LTC Properties, Inc. (NYSE: LTC), a real estate investment trust that primarily invests in seniors housing and health care properties, today announced operating results for its fourth quarter ended December 31, 2019.
Net income available to common stockholders was $12.4 million, or $0.31 per diluted share, for the 2019 fourth quarter, compared with $30.6 million, or $0.77 per diluted share, for the same period in 2018. The decrease in net income available to common stockholders was primarily due to a net loss on sale during the 2019 fourth quarter, compared with a net gain on sale during the same period in 2018, an impairment loss from investment in unconsolidated joint ventures during the 2019 fourth quarter, and one-time non-recurring other income related to the write-off of a contingent lease incentive and related earn-out liability in the prior year, partially offset by higher rental income from acquisitions and completed developments.
Funds from Operations ("FFO") was $32.4 million for the 2019 fourth quarter, compared with $32.1 million for the comparable 2018 period. FFO per diluted common share was $0.81 for the quarters ended December 31, 2019 and 2018. Excluding non-recurring items, FFO per diluted common share was $0.76 and $0.73 for the quarters ended December 31, 2019 and 2018, respectively. The improvement in FFO per diluted common share excluding non-recurring items, was primarily due to higher rental income during the 2019 fourth quarter as discussed above.

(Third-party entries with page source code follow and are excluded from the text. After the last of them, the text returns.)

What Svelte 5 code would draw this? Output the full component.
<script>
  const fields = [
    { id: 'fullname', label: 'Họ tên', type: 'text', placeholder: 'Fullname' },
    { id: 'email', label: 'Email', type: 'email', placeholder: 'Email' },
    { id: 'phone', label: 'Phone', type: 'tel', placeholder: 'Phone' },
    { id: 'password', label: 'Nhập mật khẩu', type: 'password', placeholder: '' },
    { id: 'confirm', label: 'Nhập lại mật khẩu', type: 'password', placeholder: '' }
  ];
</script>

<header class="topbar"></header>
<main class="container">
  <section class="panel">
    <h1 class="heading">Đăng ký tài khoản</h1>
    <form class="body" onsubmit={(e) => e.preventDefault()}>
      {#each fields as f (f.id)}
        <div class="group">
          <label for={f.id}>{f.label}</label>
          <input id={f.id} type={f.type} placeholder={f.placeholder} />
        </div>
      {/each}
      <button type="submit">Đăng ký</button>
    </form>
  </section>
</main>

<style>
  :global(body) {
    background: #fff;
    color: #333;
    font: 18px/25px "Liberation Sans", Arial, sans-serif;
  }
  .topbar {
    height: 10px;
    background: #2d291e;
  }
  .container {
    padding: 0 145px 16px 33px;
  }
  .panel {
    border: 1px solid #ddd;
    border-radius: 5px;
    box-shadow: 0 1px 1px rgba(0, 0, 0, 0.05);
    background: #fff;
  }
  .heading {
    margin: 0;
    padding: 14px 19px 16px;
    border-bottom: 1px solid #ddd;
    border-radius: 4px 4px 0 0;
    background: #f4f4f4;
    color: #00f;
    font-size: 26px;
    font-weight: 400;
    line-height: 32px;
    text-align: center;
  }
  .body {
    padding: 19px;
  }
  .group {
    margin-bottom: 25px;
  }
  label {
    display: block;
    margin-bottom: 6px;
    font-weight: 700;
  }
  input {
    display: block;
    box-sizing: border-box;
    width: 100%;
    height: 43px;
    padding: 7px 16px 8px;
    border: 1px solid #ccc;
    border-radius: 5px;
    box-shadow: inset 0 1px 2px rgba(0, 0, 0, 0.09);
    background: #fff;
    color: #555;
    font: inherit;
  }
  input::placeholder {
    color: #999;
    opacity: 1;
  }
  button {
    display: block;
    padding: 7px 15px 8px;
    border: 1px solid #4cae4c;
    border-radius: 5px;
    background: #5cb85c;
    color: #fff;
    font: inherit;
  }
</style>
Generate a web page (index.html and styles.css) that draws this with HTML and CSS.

LTC completed the following transactions during the fourth quarter of 2019:
Acquired a 76-unit assisted living/memory care community in Auburn Hills, Michigan and an 80-unit memory care community in Sterling Heights, Michigan for an aggregate purchase price of $19.0 million, and entered into a 10-year master lease with an operator new to LTC’s portfolio at an initial cash yield of 7.4%, escalating 2% annually with four, five-year renewal options;
Sold a hurricane damaged property in Texas and recognized a $2.1 million net gain on property insurance proceeds. Additionally, as a result of this transaction, LTC recognized a net loss on sale of $0.8 million, resulting in a net gain of $1.3 million when combined with insurance proceeds;
Sold two non-revenue producing properties, a 160-bed skilled nursing center in Arizona and a 140‑unit independent living community in Texas, for an aggregate sales price of $7.3 million, recognizing a cumulative loss of $3.8 million; and
Issued senior unsecured notes in the aggregate amount of $100.0 million to affiliates and managed accounts of PGIM, Inc. The notes bear interest at 3.85%, have scheduled principal payments and mature on October 20, 2031.The proceeds were used to paydown the Company’s unsecured line of credit.

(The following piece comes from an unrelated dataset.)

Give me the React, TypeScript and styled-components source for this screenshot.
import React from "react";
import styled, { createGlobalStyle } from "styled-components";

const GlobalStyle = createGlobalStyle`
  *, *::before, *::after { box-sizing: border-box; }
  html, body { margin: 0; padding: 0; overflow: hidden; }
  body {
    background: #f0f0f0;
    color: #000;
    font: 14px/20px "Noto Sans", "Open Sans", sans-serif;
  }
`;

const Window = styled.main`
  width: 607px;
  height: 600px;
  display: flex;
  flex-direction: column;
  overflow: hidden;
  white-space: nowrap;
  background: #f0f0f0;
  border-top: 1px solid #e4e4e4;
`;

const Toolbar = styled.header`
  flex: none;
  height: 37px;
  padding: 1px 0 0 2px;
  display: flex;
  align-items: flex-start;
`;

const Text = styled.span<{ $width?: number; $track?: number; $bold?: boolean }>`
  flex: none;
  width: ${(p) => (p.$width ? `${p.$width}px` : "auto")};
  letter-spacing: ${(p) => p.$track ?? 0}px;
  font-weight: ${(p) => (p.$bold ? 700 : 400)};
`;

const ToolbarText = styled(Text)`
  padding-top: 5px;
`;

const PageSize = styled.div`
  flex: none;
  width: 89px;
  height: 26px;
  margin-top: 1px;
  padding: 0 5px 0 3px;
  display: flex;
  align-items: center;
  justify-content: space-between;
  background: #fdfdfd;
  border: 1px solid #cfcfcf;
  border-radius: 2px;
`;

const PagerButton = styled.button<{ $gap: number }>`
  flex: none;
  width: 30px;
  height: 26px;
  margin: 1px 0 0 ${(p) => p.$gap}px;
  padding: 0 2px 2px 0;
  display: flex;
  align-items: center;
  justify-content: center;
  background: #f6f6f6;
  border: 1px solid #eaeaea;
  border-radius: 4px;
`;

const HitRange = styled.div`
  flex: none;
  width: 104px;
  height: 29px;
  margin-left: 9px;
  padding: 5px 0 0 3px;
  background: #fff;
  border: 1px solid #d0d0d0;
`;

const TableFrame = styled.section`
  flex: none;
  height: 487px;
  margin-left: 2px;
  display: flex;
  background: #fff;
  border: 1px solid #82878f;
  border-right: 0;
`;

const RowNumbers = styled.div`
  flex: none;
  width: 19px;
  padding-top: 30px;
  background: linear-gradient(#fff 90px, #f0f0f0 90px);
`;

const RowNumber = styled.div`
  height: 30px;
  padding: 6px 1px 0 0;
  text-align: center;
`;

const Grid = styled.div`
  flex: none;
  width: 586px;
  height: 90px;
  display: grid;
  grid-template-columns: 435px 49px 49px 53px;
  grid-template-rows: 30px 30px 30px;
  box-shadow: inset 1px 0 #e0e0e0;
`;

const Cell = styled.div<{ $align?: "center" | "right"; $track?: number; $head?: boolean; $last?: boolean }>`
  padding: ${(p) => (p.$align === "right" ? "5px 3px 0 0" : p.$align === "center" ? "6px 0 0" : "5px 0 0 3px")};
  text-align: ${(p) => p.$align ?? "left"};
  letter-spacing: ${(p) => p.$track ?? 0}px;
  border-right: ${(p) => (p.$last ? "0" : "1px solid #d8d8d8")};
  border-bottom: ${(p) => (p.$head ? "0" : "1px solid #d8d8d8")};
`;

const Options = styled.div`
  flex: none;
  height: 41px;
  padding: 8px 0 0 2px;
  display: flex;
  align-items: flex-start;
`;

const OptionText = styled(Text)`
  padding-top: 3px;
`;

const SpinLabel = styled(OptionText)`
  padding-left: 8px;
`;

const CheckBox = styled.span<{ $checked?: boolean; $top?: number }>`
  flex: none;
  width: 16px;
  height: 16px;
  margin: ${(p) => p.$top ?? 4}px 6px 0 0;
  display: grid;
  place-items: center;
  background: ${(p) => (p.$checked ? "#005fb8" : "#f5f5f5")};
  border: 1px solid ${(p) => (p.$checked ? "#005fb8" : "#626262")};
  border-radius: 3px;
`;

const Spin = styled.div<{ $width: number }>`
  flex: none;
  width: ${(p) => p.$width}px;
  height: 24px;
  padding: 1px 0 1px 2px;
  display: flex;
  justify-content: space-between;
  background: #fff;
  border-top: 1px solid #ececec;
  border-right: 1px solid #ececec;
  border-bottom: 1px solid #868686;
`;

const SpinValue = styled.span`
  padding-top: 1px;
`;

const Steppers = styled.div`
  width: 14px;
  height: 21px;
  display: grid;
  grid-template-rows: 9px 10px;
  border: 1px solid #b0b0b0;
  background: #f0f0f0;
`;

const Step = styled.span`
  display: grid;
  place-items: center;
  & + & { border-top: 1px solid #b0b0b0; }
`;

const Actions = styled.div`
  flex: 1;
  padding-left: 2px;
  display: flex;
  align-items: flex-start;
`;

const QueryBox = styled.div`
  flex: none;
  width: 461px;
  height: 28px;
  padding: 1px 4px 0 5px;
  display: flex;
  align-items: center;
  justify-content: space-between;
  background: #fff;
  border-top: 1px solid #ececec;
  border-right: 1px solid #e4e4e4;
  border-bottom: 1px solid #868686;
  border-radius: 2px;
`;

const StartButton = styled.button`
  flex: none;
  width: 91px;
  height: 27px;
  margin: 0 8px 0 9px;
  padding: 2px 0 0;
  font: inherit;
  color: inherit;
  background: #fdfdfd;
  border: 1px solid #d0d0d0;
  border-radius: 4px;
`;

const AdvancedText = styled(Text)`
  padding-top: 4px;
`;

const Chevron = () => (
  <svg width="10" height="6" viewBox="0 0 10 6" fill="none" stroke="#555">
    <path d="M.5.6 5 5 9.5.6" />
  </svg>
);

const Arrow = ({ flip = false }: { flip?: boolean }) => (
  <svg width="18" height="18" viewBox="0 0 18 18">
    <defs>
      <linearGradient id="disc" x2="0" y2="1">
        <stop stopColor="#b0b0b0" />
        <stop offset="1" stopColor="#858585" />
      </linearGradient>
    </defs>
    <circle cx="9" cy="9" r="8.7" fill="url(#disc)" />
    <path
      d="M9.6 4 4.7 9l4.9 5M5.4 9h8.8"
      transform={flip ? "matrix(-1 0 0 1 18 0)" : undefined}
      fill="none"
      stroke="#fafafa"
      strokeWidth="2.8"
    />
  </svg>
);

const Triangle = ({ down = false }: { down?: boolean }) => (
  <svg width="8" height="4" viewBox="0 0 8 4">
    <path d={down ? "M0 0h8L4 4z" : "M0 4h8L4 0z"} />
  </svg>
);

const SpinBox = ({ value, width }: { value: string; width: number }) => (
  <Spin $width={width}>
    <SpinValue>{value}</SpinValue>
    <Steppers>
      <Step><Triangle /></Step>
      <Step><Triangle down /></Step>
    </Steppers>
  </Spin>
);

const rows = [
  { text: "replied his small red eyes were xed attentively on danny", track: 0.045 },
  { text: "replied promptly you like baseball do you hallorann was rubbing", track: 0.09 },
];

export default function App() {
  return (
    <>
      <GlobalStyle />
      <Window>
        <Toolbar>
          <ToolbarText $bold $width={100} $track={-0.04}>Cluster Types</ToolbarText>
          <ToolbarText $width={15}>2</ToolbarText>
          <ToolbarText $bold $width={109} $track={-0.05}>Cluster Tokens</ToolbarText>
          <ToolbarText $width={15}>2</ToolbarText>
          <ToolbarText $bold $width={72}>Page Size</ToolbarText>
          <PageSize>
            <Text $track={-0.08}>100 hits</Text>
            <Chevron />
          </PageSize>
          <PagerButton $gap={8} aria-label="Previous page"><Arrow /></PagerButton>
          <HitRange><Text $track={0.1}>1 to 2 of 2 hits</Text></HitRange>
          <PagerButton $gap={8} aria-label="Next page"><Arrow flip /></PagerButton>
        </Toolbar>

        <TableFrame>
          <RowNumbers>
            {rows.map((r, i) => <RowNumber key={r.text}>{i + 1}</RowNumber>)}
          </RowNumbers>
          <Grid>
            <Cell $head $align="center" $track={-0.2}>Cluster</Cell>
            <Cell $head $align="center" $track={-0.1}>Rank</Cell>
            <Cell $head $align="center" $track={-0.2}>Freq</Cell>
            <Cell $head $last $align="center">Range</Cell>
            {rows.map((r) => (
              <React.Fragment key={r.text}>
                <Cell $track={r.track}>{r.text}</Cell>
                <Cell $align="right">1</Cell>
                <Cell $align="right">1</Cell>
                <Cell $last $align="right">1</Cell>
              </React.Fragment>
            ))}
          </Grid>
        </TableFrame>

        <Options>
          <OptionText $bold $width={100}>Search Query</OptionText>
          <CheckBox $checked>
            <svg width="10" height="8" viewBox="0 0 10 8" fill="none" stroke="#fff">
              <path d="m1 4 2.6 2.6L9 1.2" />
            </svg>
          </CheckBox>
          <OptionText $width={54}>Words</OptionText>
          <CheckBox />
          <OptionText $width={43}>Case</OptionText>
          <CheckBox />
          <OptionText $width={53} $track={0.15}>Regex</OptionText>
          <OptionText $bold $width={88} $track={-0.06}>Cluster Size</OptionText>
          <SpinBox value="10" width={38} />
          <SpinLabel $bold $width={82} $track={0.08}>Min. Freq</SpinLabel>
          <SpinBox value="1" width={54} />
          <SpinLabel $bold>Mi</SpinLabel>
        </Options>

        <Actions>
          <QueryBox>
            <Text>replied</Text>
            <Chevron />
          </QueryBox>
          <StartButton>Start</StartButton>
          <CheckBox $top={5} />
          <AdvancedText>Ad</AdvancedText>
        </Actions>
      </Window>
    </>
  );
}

Subsequent to December 31, 2019, LTC completed the following:
Acquired a 140-bed skilled nursing center in Texas for approximately $13.5 million, and entered into a 10-year master lease with an operator new to LTC’s portfolio with an initial cash yield of 8.5%, escalating 2% annually with two, five-year renewal options.
Conference Call Information
LTC will conduct a conference call on Friday, February 21, 2020, at 8:00 a.m. Pacific Time (11:00 a.m. Eastern Time) to provide commentary on its performance and operating results for the quarter ended December 31, 2019. The conference call is accessible by telephone and the internet. Telephone access will be available by dialing 877-510-2862 (domestically) or 412-902-4134 (internationally). To participate in the webcast, go to LTC’s website at www.LTCreit.com 15 minutes before the call to download any necessary software.

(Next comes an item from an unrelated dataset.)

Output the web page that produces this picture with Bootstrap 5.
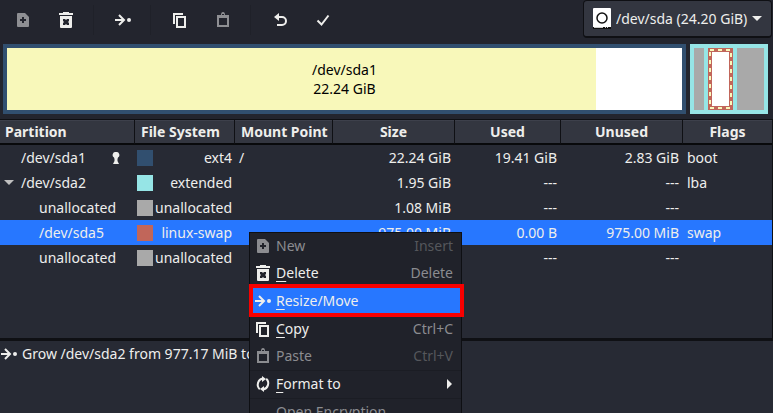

An audio replay of the conference call will be available from February 21 through March 6, 2020, and may be accessed by dialing 877-344-7529 (domestically) or 412-317-0088 (internationally) and entering conference number 10138686. Additionally, an audio archive will be available on LTC’s website on the "Presentations" page of the "Investor Information" section, which is under the "Investors" tab. LTC’s earnings release and supplemental information package for the current period will be available on its website on the "Press Releases" and "Presentations" pages, respectively, of the "Investor Information" section which is under the "Investors" tab.
LTC is a real estate investment trust (REIT) investing in seniors housing and health care properties primarily through sale-leasebacks, mortgage financing, joint-ventures and structured finance solutions including preferred equity and mezzanine lending. LTC holds more than 200 investments in 28 states with 30 operating partners. The portfolio is comprised of approximately 50% seniors housing and 50% skilled nursing properties. Learn more at www.LTCreit.com.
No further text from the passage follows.